When the London Borough of Camden bought the lease, the opportunity arose for the re-development of the restaurant block. It was proposed to demolish the building and construct a block of 19 flats, garages and a children’s playground. However, these proposals were in breach of the covenants on the site and an application had to be submitted to the Lands Tribunal for modification of the covenant. Although there were over 90 objections from local residents the issue was resolved by agreement, primarily between the council and the most greatly affected plot holders. The covenants were duly amended, permitting Camden to erect a block of 19 flats.

In July 1972 the London Borough of Camden gained further consent for the construction of a block containing 25 one-bedroom flats for the elderly; these, together with communal facilities, form the westernmost block on the south side of Makepeace Avenue.

By the 1980s it was proving impossible, given social changes and pressing housing needs, to restrict tenancies in the Holly Lodge flats to single women, and the rationale for that development ended.
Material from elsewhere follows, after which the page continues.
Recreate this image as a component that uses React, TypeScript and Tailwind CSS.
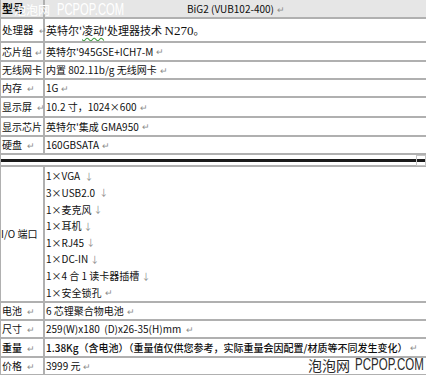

The London Borough of Camden had to undertake urgent remedial works that included the removal of many of the balconies and the repair and introduction of fire escape bridges between pairs of mansion blocks. The London Borough of Camden has since undertaken works to modernise and enlarge the flats. In 1990, for example, Camden altered 50 bed-sitting rooms in the Holly Lodge Mansions into 15 self-contained flats, accompanied by a refurbishment of common areas in buildings and of the gardens. Also from 1990 onwards, the freeholds of the mansion blocks were sold to a number of property companies by the Peachey Property Corporation, who had acquired them at the winding-up of Lady Workers’ Homes Ltd in 1959. In 2011 major refurbishment works were undertaken by Camden to Makepeace Mansions.